Somebody posted this up thread, and I think it's worth looking at again.
Han Solo in A New Hope said:
Kid, I've flown from one side of this galaxy to the other. I've seen a lot of strange stuff, but I've never seen anything to make me believe there's one all-powerful Force controlling everything. There's no mystical energy field that controls my destiny. [Kenobi smiles] Anyway, it's all a lot of simple tricks and nonsense.
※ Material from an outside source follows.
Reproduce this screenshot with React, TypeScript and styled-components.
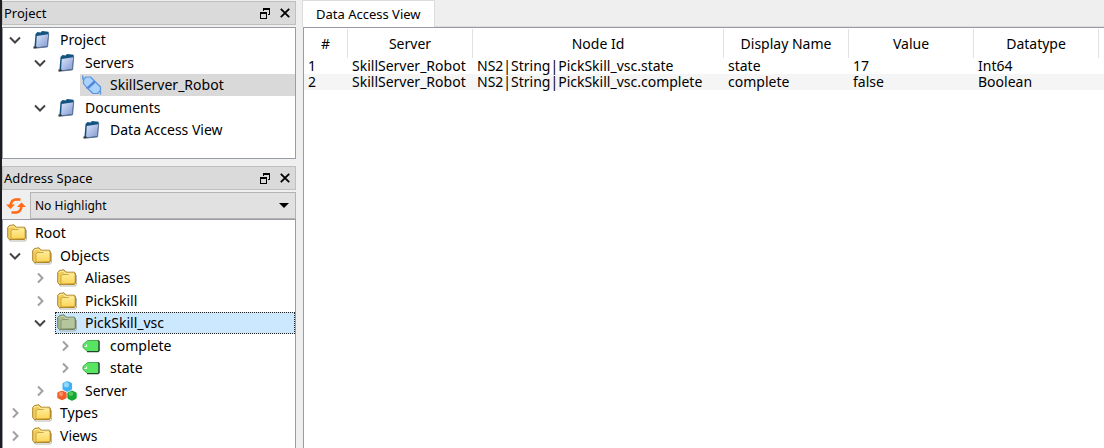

It's pretty clear that at this point Han doesn't believe in the Force, and I could see a lot of people having this attitude. He doesn't necessarily say he doesn't believe the Jedi as people aren't real, he just doesn't believe in the Force and thinks their abilities are just "simple tricks and nonsense". There are magic acts today where people can appear to do remarkable things just through "simple tricks and nonsense", so I could see that being a pretty common attitude for people who aren't true believers. Another way of looking at it would be religious miracles, true believers will accept them, while people who don't (like me), will look for a rational explanation.
 
You wonder what stories were told about the Jedi in the Clone Wars (or even from before the Clone Wars).

There was that one scene in The Clone Wars animation were a Seperatist General if going on about how many Jedi they'll need to take his fortress, he has so much firepower. They'll need 50 Jedi, no 100 Jedi. They'll need an Army of Jedi. Than his battle droid look out spots Jedi and he keeps guessing until he gives up and the droid says "two". What!!

Of course it was Anakin and Obi-wan with their army of clone trooper, but still, two Jedi took that place. You wonder if that story was told to the public, or if the propaganda machines kept it to just victory for the Republic and the Clone Troopers.
 
It's probably worth noting in general that calling something a "myth" doesn't necessarily equate to believing it never existed at all in any form. It might mean that sometimes, but it can also mean simply that one believes the stories and legends around the person/thing/event in question have been exaggerated and embellished compared to the underlying facts.